Online Harassment Field Manual

PEN America is a 501(c)(3) organization based in the USA. Founded in 1922, PEN America works to ensure that people everywhere have the freedom to create literature, to convey information and ideas, to express their views, and to access the views, ideas, and literature of others. Its members are a nationwide community of more than 7,200 novelists, journalists, nonfiction writers, editors, poets, essayists, playwrights, publishers, translators, agents, and other writing professionals, as well as devoted readers and supporters who join with them to carry out PEN America’s mission.

Writers and journalists, particularly women, are facing unprecedented levels of online hate and harassment.
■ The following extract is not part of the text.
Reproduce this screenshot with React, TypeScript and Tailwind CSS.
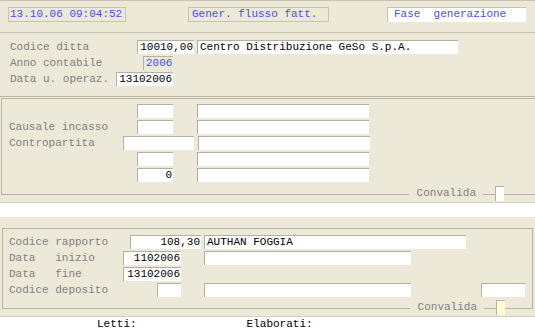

PEN America has created an Online Harassment Field Manual that has strategies and resources that writers and journalists, their allies and their employers can use to defend against cyber hate & online abuse. I have found it very helpful.

Manual chapters include: 

  • Prepare for Online Harassment – Tactics, tips, and guidelines for protecting your online presence and accounts
  • Respond to Online Harassment – Strategies for response, including assessing threats, navigating social media and email, deploying cyber communities, and practicing counterspeech
  • Practicing Self-Care – Advice for practicing self-care and maintaining community during online harassment
  • Legal Considerations – What to expect when turning to law enforcement during online harassment
  • Requesting and Providing Support – How-to guides and helpful information for targeted writers, their allies, and their employers
  • Learn More about Online Harassment – What is online harassment, what forms does it take, and why is it a free expression issue?

I highly recommend this manual. Read it even if you are not being insulted or harassed online. Even if you don’t think you will ever be thus targeted, even if you think being insulted or harassed online wouldn’t bother you, even if you don’t have any public social media activities (you aren’t on Facebook, you don’t blog, etc.), but you do produce content in some way, or you oversee staff or have co-workers that produce online content, you need to read this.

On a related note: there’s also this resource from the Women’s Media CenterOnline Abuse 101. It’s a primer on targeted online harassment. “The purpose of harassment differs with every incidence, but usually includes wanting to embarrass, humiliate, scare, threaten, silence, extort or, in some instances, encourages mob attacks or malevolent engagements… Online harassment can be a steep tax on women’s freedom of speech, civic life, and democracy.” 

And if you haven’t in a while, check-in with whoever manages your social media and make sure they are okay. Ask them what sort of negative comments get thrown their way. They need to know that senior management supports them.